INPUT DATA
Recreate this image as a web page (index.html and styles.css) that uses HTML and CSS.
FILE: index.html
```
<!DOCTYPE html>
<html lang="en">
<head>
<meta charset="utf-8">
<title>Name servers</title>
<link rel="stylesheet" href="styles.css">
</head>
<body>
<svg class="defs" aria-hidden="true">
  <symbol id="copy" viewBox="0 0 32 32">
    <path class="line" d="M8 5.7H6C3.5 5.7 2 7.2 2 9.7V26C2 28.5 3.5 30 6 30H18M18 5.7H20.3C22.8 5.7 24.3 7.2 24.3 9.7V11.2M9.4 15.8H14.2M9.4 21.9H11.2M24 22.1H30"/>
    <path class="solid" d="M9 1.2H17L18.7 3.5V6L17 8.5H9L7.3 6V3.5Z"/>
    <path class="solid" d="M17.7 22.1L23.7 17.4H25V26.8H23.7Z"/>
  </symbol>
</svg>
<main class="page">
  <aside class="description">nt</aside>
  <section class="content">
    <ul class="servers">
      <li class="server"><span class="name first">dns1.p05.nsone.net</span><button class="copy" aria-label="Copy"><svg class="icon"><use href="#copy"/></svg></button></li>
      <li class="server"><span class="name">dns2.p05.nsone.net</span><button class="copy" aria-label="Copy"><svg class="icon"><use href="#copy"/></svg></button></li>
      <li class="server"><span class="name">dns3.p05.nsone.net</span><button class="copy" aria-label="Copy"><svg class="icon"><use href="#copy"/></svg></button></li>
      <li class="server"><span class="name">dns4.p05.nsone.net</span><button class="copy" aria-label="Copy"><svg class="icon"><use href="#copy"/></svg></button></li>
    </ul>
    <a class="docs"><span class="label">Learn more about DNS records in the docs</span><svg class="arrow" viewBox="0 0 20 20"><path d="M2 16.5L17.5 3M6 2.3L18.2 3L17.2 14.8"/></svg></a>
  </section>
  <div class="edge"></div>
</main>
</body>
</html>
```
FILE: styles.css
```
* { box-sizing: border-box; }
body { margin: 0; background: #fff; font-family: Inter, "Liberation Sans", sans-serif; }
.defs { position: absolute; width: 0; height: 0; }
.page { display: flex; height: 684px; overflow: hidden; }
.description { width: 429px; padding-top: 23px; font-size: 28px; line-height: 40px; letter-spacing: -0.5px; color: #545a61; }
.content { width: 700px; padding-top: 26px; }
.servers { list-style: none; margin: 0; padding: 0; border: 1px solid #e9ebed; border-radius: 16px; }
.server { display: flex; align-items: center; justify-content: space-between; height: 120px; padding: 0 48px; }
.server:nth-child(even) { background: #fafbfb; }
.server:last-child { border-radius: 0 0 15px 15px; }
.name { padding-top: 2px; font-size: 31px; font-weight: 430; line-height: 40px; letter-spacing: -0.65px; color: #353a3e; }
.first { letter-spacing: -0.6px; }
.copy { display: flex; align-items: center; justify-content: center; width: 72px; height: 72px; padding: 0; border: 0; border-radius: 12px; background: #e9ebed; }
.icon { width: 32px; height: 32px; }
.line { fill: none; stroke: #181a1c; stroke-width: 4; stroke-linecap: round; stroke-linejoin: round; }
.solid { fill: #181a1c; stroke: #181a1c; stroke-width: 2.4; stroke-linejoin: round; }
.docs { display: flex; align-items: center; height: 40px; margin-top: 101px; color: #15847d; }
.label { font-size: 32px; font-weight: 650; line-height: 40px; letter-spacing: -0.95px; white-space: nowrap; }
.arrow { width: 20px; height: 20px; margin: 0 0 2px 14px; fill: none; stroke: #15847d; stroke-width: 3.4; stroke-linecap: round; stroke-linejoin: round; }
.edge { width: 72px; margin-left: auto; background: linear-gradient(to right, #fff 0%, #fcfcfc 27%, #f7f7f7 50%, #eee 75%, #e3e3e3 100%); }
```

==

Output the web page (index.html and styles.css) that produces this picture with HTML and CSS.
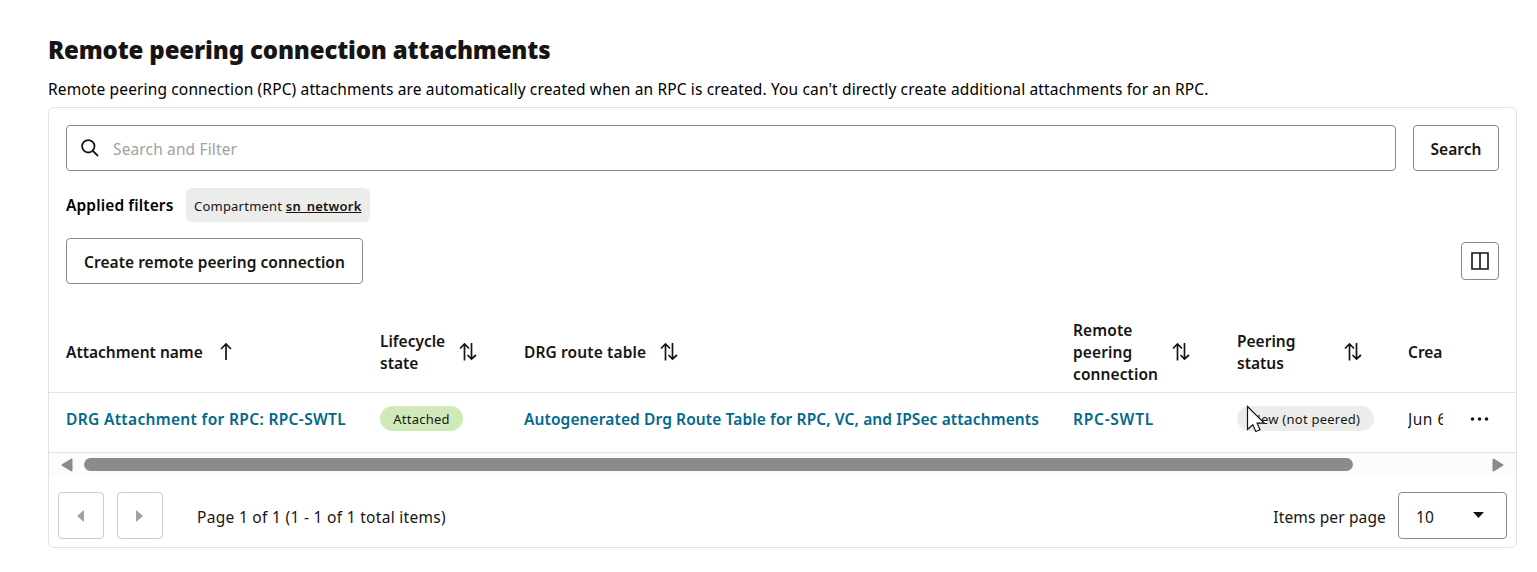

WORK TO BE COMPLETED
Filter the records above for "page" and copy every matching line.

ANSWER TO THIS PROBLEM
Recreate this image as a web page (index.html and styles.css) that uses HTML and CSS.
<main class="page">
.page { display: flex; height: 684px; overflow: hidden; }
Output the web page (index.html and styles.css) that produces this picture with HTML and CSS.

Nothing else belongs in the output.